- [Provided material]:
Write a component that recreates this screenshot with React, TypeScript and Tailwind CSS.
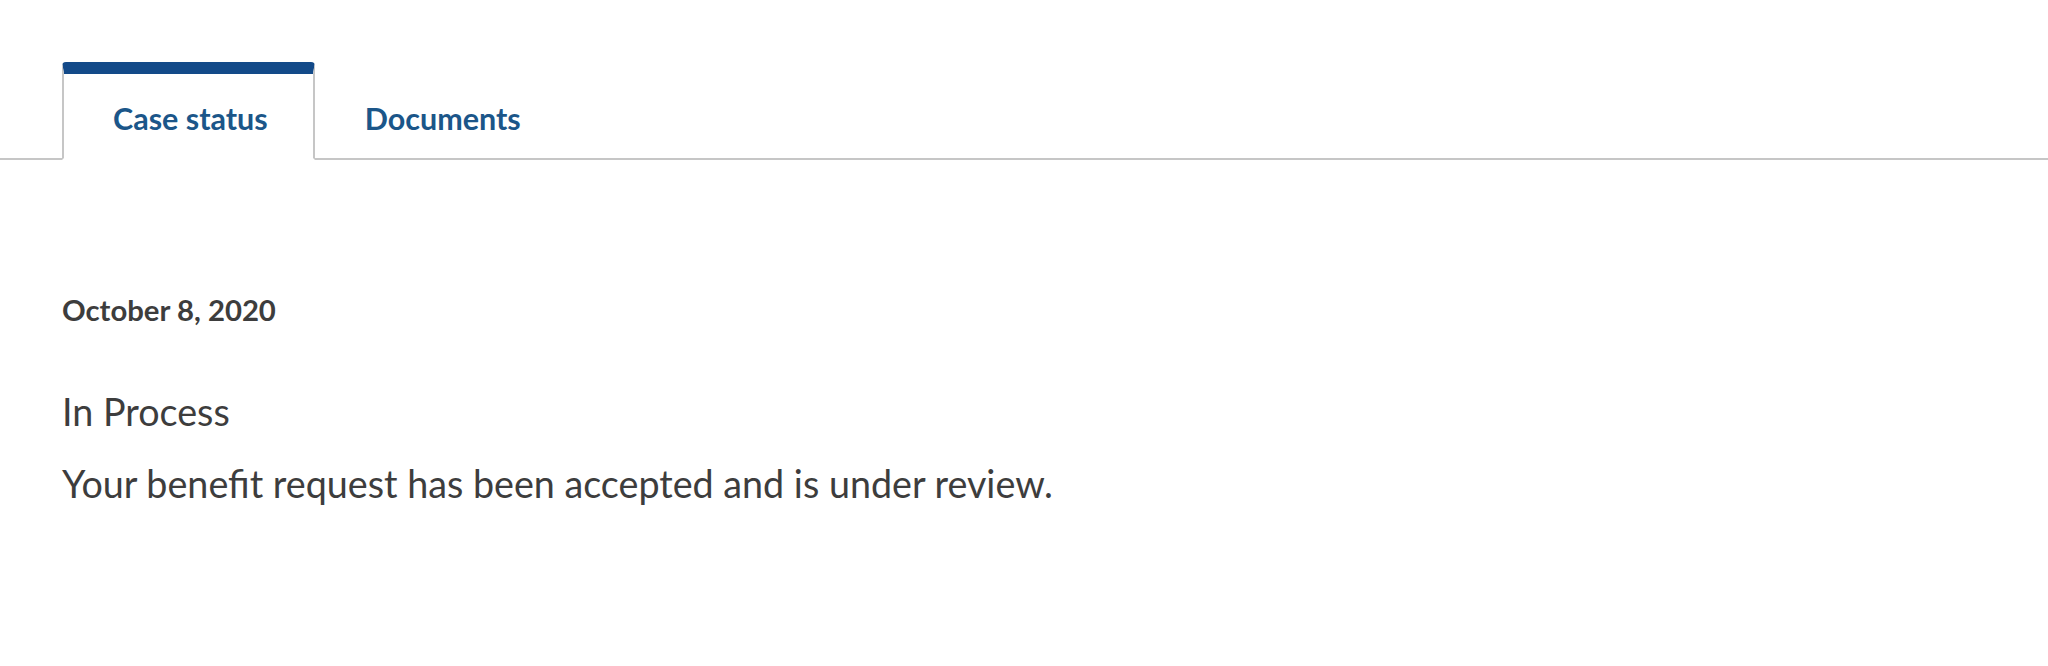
import { useState } from 'react'

const tabs = ['Case status', 'Documents']

export default function App() {
  const [active, setActive] = useState(0)

  return (
    <div className="min-h-screen bg-white font-['Lato',sans-serif] text-[#3d3d3d]">
      <div className="flex border-b-2 border-[#c6c6c6] pt-[62px]">
        <div className="w-[62px]" />
        {tabs.map((tab, i) =>
          i === active ? (
            <button
              key={tab}
              onClick={() => setActive(i)}
              className="-mb-[2px] h-[98px] rounded-t-[4px] border-x-2 border-t-[12px] border-b-2 border-x-[#c6c6c6] border-t-[#134a89] border-b-white bg-white pl-[49px] pr-[45px] pt-[3px] text-[30.5px] font-bold leading-[40px] text-[#1b5689]"
            >
              {tab}
            </button>
          ) : (
            <button
              key={tab}
              onClick={() => setActive(i)}
              className="h-[96px] px-[50px] pt-[15px] text-[30.5px] font-bold leading-[40px] text-[#1b5689]"
            >
              {tab}
            </button>
          )
        )}
      </div>

      <div className="px-[62px] pt-[130px]">
        <p className="text-[29.3px] font-bold leading-[40px]">October 8, 2020</p>
        <p className="mt-[54px] text-[37.7px] leading-[56px]">In Process</p>
        <p className="mt-[16px] text-[37.7px] leading-[56px]">
          Your benefit request has been accepted and is under review.
        </p>
      </div>
    </div>
  )
}
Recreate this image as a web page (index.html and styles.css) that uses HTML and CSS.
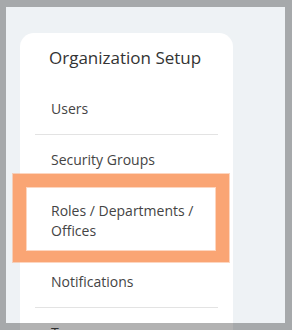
FILE: index.html
```html
<!DOCTYPE html>
<html lang="en">
<head>
<meta charset="utf-8">
<title>Organization Setup</title>
<link rel="stylesheet" href="styles.css">
</head>
<body>
<main class="panel">
  <nav class="card">
    <h2 class="card-title">Organization Setup</h2>
    <ul class="menu">
      <li class="menu-item">Users</li>
      <li class="menu-item">Security Groups</li>
      <li class="menu-item is-highlighted">Roles / Departments / Offices<span class="highlight"></span></li>
      <li class="menu-item">Notifications</li>
      <li class="menu-item">Teams</li>
    </ul>
  </nav>
</main>
<div class="frame"></div>
</body>
</html>
```
FILE: styles.css
```css
html, body {
  margin: 0;
  padding: 0;
  overflow: hidden;
}
body {
  background: #eef2f5;
  font-family: "Open Sans", "Noto Sans", sans-serif;
  height: 330px;
}
.panel {
  padding: 33px 0 0 20px;
}
.card {
  position: relative;
  width: 183px;
  padding: 13px 15px 40px;
  background: #ffffff;
  border-radius: 14px;
}
.card-title {
  margin: 0 0 14px 14px;
  font-size: 17px;
  line-height: 24px;
  font-weight: 400;
  color: #333333;
}
.menu {
  list-style: none;
  margin: 0;
  padding: 0;
}
.menu-item {
  position: relative;
  padding: 15px 0 15px 16px;
  font-size: 14px;
  line-height: 20px;
  color: #444444;
  border-bottom: 1px solid #e3e3e3;
}
.highlight {
  position: absolute;
  left: -22px;
  top: -12px;
  width: 190px;
  height: 64px;
  border-style: solid;
  border-color: #faa574;
  border-width: 13px 13px 11px 13px;
  box-shadow: 0 0 0 1px rgba(250, 165, 116, 0.45), inset 0 0 0 1px rgba(250, 165, 116, 0.45);
}
.frame {
  position: fixed;
  inset: 0;
  border-style: solid;
  border-color: rgba(0, 0, 0, 0.3);
  border-width: 7px 7px 7px 6px;
  pointer-events: none;
}
```
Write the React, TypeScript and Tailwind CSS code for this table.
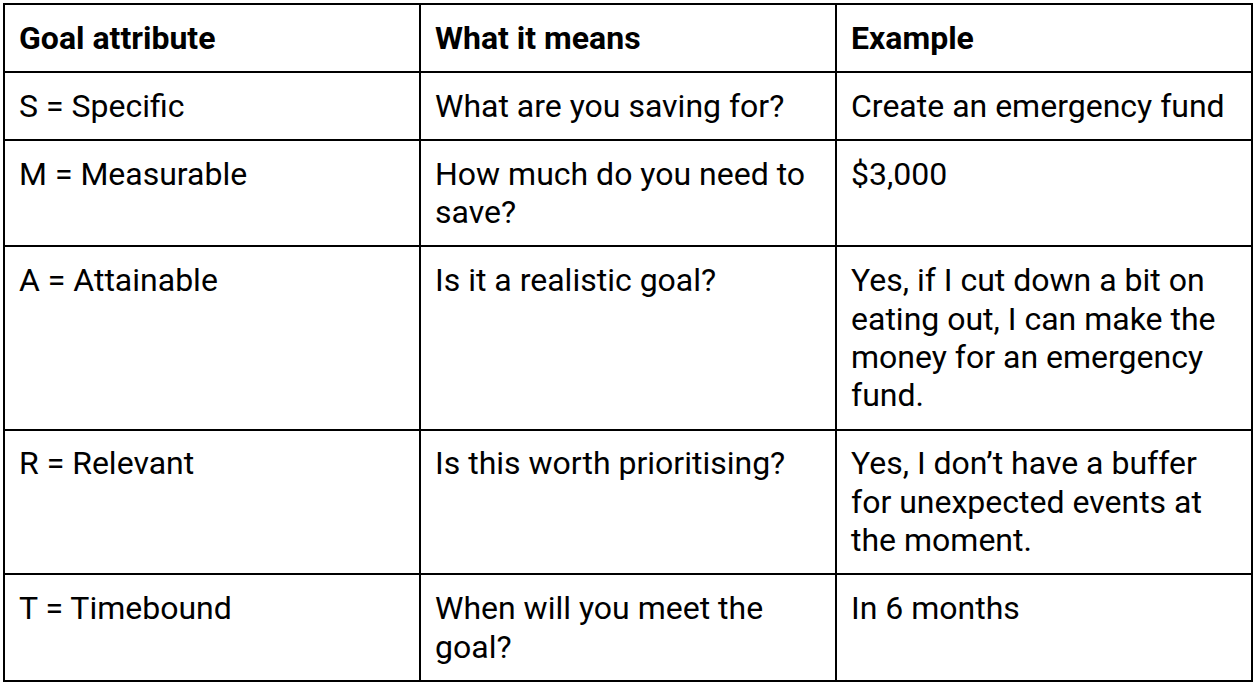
import React from "react";

const rows: [string, string, string][] = [
  ["S = Specific", "What are you saving for?", "Create an emergency fund"],
  ["M = Measurable", "How much do you need to save?", "$3,000"],
  [
    "A = Attainable",
    "Is it a realistic goal?",
    "Yes, if I cut down a bit on eating out, I can make the money for an emergency fund.",
  ],
  [
    "R = Relevant",
    "Is this worth prioritising?",
    "Yes, I don\u2019t have a buffer for unexpected events at the moment.",
  ],
  ["T = Timebound", "When will you meet the goal?", "In 6 months"],
];

export default function App() {
  return (
    <div
      className="w-[1258px] h-[688px] bg-white p-[3px] text-black"
      style={{ fontFamily: "Roboto, 'Noto Sans', sans-serif" }}
    >
      <table className="w-[1250px] table-fixed border-collapse border-2 border-black text-[32px] leading-[38.4px]">
        <colgroup>
          <col className="w-1/3" />
          <col className="w-1/3" />
          <col className="w-1/3" />
        </colgroup>
        <thead>
          <tr>
            <th className="border-2 border-black text-left align-top font-bold px-[14px] py-[13.8px]">
              Goal attribute
            </th>
            <th className="border-2 border-black text-left align-top font-bold px-[14px] py-[13.8px]">
              What it means
            </th>
            <th className="border-2 border-black text-left align-top font-bold px-[14px] py-[13.8px]">
              Example
            </th>
          </tr>
        </thead>
        <tbody>
          {rows.map((r, i) => (
            <tr key={i}>
              {r.map((c, j) => (
                <td
                  key={j}
                  className="border-2 border-black align-top px-[14px] py-[13.8px]"
                >
                  {c}
                </td>
              ))}
            </tr>
          ))}
        </tbody>
      </table>
    </div>
  );
}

- [Exercise goal]: Only lines that contain the word "this" are wanted; copy each of them.

- [In response]:
Write a component that recreates this screenshot with React, TypeScript and Tailwind CSS.
Recreate this image as a web page (index.html and styles.css) that uses HTML and CSS.
Write the React, TypeScript and Tailwind CSS code for this table.
    "Is this worth prioritising?",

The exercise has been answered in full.